After Hank’s death in 1900, his widow, Eldorado, found herself alone again. She now had buried her second husband.  Eldorado would eventually marry a third time: a judge in Washoe Valley named Lamb.

Hank May’s step-daughter, Jennie, was now a schoolteacher. She had attended the University of Nevada Normal School and her first teaching assignments were at the elementary schools at Galena, Pine Grove, and Mina Nevada.

About 1898, Jennie May took a job just over the California border, and began teaching at the little white schoolhouse in Markleeville. In her oral history, Jennie would recall arriving for this job aboard the local stage: a spring wagon with two horses. The following year, 1899 Jennie accepted a teaching position at Fredericksburg School. And, as other Fredericksburg teachers had done, she roomed with the Bruns family in their beautiful ranch house adjacent to the school.

Eldorado’s daughter, Jennie May, about the time of her marriage to Fred Bruns, Jr. (Courtesy of Alpine Co. Historical Society)

Schoolteachers were considered great marriage material. And sure enough, on December 28, 1904, Fred Bruns, Jr. wed young Jennie May in Carson City. Although she was no longer allowed to teach after her marriage, Jennie went on to become Alpine County’s longest-serving superintendent of schools (from 1916-1939). Jennie and Fred had four children together including Hubert, later a well-known Alpine rancher and supervisor.

Eldorado Lamb, Jennie’s mother, about the time she came to live with Jennie and Fred. (Courtesy Alpine Co. Historical Society)

Around 1923 Jennie’s mother, Eldorado, now a widow for the third time, came to live with Jennie and Fred.

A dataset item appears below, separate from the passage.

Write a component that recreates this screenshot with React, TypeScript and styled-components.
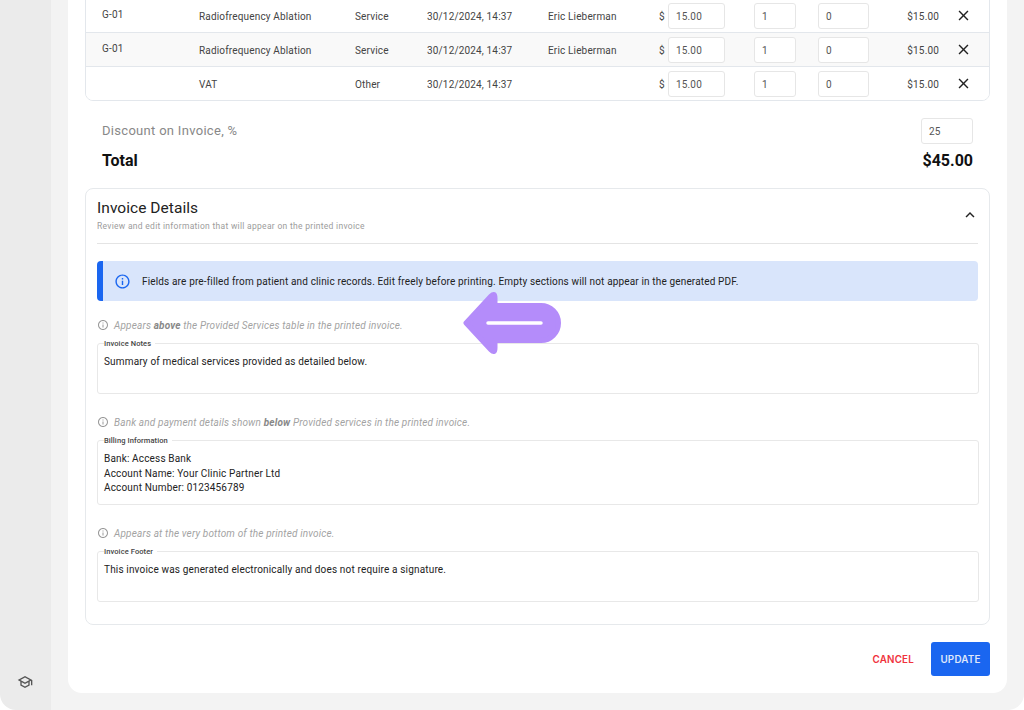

Eldorado died in 1924 of pneumonia at the age of 70, and is buried at the Fredericksburg Cemetery.

Fred Bruns, Jr. passed away in 1959. His wife Jennie — step-daughter of Eugene “Hank” May (aka Henry Head) and the little girl who grew up in Empire watching the old millworks turn — died in 1970. She was 92.

Eldorado Murphy Dunigan May Lamb — three times a widow — is buried at Fredericksburg Cemetery, California, near her daughter, Jennie May Bruns.
The grave of Jennie (Eugenia) and Fred Bruns at Fredericksburg Cemetery.

Jennie, Fred and Eldorado Lamb are all buried at Fredericksburg Cemetery.

So that’s the story of Hank May, who wasn’t really Hank May at all; his wife Eldorado, who lost three husbands; and little Jennie, who used to watch the millworks turn at Empire and grew up to become an important member of one of Alpine County’s most prominent ranching families!

Hank May’s grave at Empire still looks out over the site where the Mexican Mill once stood.

The grave of Eugene “Hank” May, aka Henry Head.

       Here are directions if you decide to pay him a visit: From Carson City, take Highway 50 East. Turn south (right) at Deer Run and in a short distance, turn right again on Sheep Drive. The road will curve around to Waste Management. Follow the cemetery signs and a rather unusual access road will take you up the hill (you will think you’re driving through private business property, but just follow the cemetery signs!)